First of all what is NVM? It is another type of memory which is non volatile as the name already telling us. But what about the size, speed and costs? It will be available in the size from 128GB - 1TB. It will be 20-25 times faster than a normal HDD. A little bit slower than DRAM (DDR4) and round about half the price. So it avoids the access to disk which makes life easier for HANA in high I/O situations like the start time. Big HANA systems (>10TB) have a long start time => about 10-15min. This can be reduced with NVM for instance from Intel with 3D XPoint like introduced at Sapphire to under 1min!
Another example is data aging. With this feature (only with HANA) it is possible to unload big parts in shape of a partitions which results in lowering the memory payload of the HANA. It is NOT archiving! The data just will unloaded from memory to disk and the hottest / most used data will stay in memory. If your hardware is at its maximum archiving and data aging are the housekeeper for your system. But every access to the unloaded partitions are expensive disk I/O. This can be speeded up with NVM.

 




If your systems are at it's max. RAM extension in spite of your housekeeping tasks, NVM can be a valid and cheap alternative with the TCO perspective compared to buying new hardware.
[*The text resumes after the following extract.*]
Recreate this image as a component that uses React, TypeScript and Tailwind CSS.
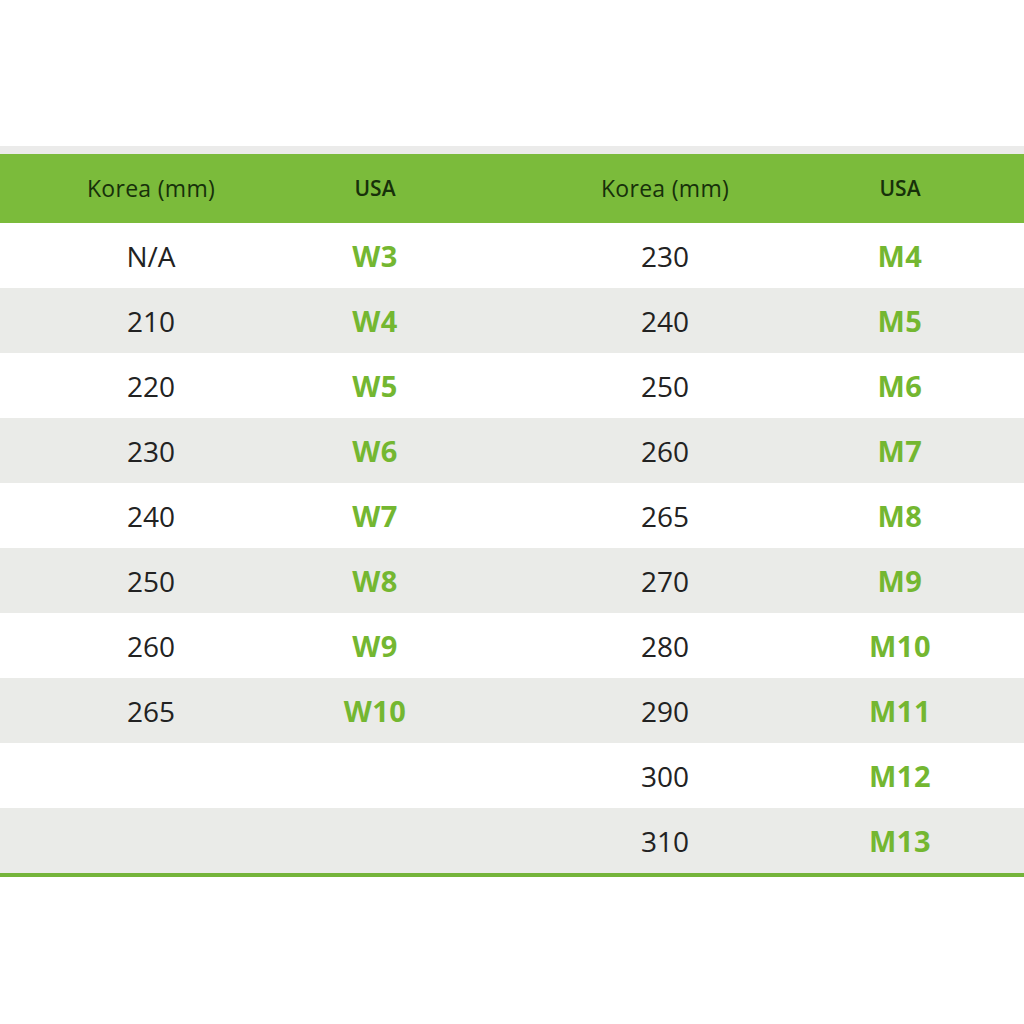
const rows: [string, string, string, string][] = [
  ["N/A", "W3", "230", "M4"],
  ["210", "W4", "240", "M5"],
  ["220", "W5", "250", "M6"],
  ["230", "W6", "260", "M7"],
  ["240", "W7", "265", "M8"],
  ["250", "W8", "270", "M9"],
  ["260", "W9", "280", "M10"],
  ["265", "W10", "290", "M11"],
  ["", "", "300", "M12"],
  ["", "", "310", "M13"],
];

const gridCols = "grid grid-cols-[302px_146px_370px_164px] items-center";

const App = () => (
  <div className="min-h-screen w-[1024px] bg-white pt-[146px] font-['Open_Sans',sans-serif]">
    <div className="h-[8px] bg-[#ebebea]" />
    <div className={`${gridCols} h-[69px] bg-[#7bbb3b] text-[#17300a]`}>
      <p className="text-center text-[23px] font-medium tracking-[0.3px]">Korea (mm)</p>
      <p className="text-center text-[21px] font-semibold">USA</p>
      <p className="pl-[64px] text-center text-[23px] font-medium tracking-[0.3px]">Korea (mm)</p>
      <p className="text-center text-[21px] font-semibold">USA</p>
    </div>
    <div>
      {rows.map((row, i) => (
        <div
          key={i}
          className={`${gridCols} h-[65px] ${i % 2 === 1 ? "bg-[#eaebe8]" : "bg-white"}`}
        >
          <p className="text-center text-[28px] text-[#222]">{row[0]}</p>
          <p className="pt-px text-center text-[29px] font-bold tracking-[0.5px] text-[#74b731]">{row[1]}</p>
          <p className="pl-[64px] text-center text-[28px] text-[#222]">{row[2]}</p>
          <p className="pt-px text-center text-[29px] font-bold tracking-[0.5px] text-[#74b731]">{row[3]}</p>
        </div>
      ))}
    </div>
    <div className="h-[4px] bg-[#74b43a]" />
  </div>
);

export default App;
Another reasons for high performance or avoid buying new hardware I currently can't imagine in context of HANA. At which time expensive I/O takes place in a HANA system? Mostly at starting, stopping, delta merges, log writes, shadow pages and savepoints.



 

1) Delta Merges
If delta merges taking to long, just think about your partitioning. Every partition has its own delta store.

2) Savepoints
Analyze your savepoints in the system with the SQL collection (note 1969700). You will see that mos of them in range of 10-1000ms. If they are slower you have to analyze the reason, but normally this should not influence endusers performance because the real issue is the lock time in the critical phase of the savepoint. This one should be short as possible.

3) log writes
Currently I never have seen a system which met the HWCCT KPIs which had issues while log writing besides the disk was full - no matter if flash drives or hard disks are used.

4) Starting / Stopping
When you have the SLA to keep the downtime as low as possible, you use the DBSL suspend feature with system replication. In other cases the start and stop times are not interesting.

5) Load / Unload
Yes, this could be another use case. Data which was unloaded in cause of it's unload priority or never loaded till the last restart have to be loaded on first access from disk. But hot data should always stay in memory also during a lazy load after a restart. It can have impact but if your system is running for a while and used by enduser as it should there is no need to opimize performance because the data are already available fast in DRAM.

6) Data Aging
Yes, this part can really profit by the NVM technology, but you have to analyze how often this "old" data will be accessed. If they are accessed frequently you should adjust the threshold and load ot back to memory. I think this is also not a pain point.

7) shadow pages
They are only used in roll back scenarios or long running uncommited transactions which should not be the case all the time.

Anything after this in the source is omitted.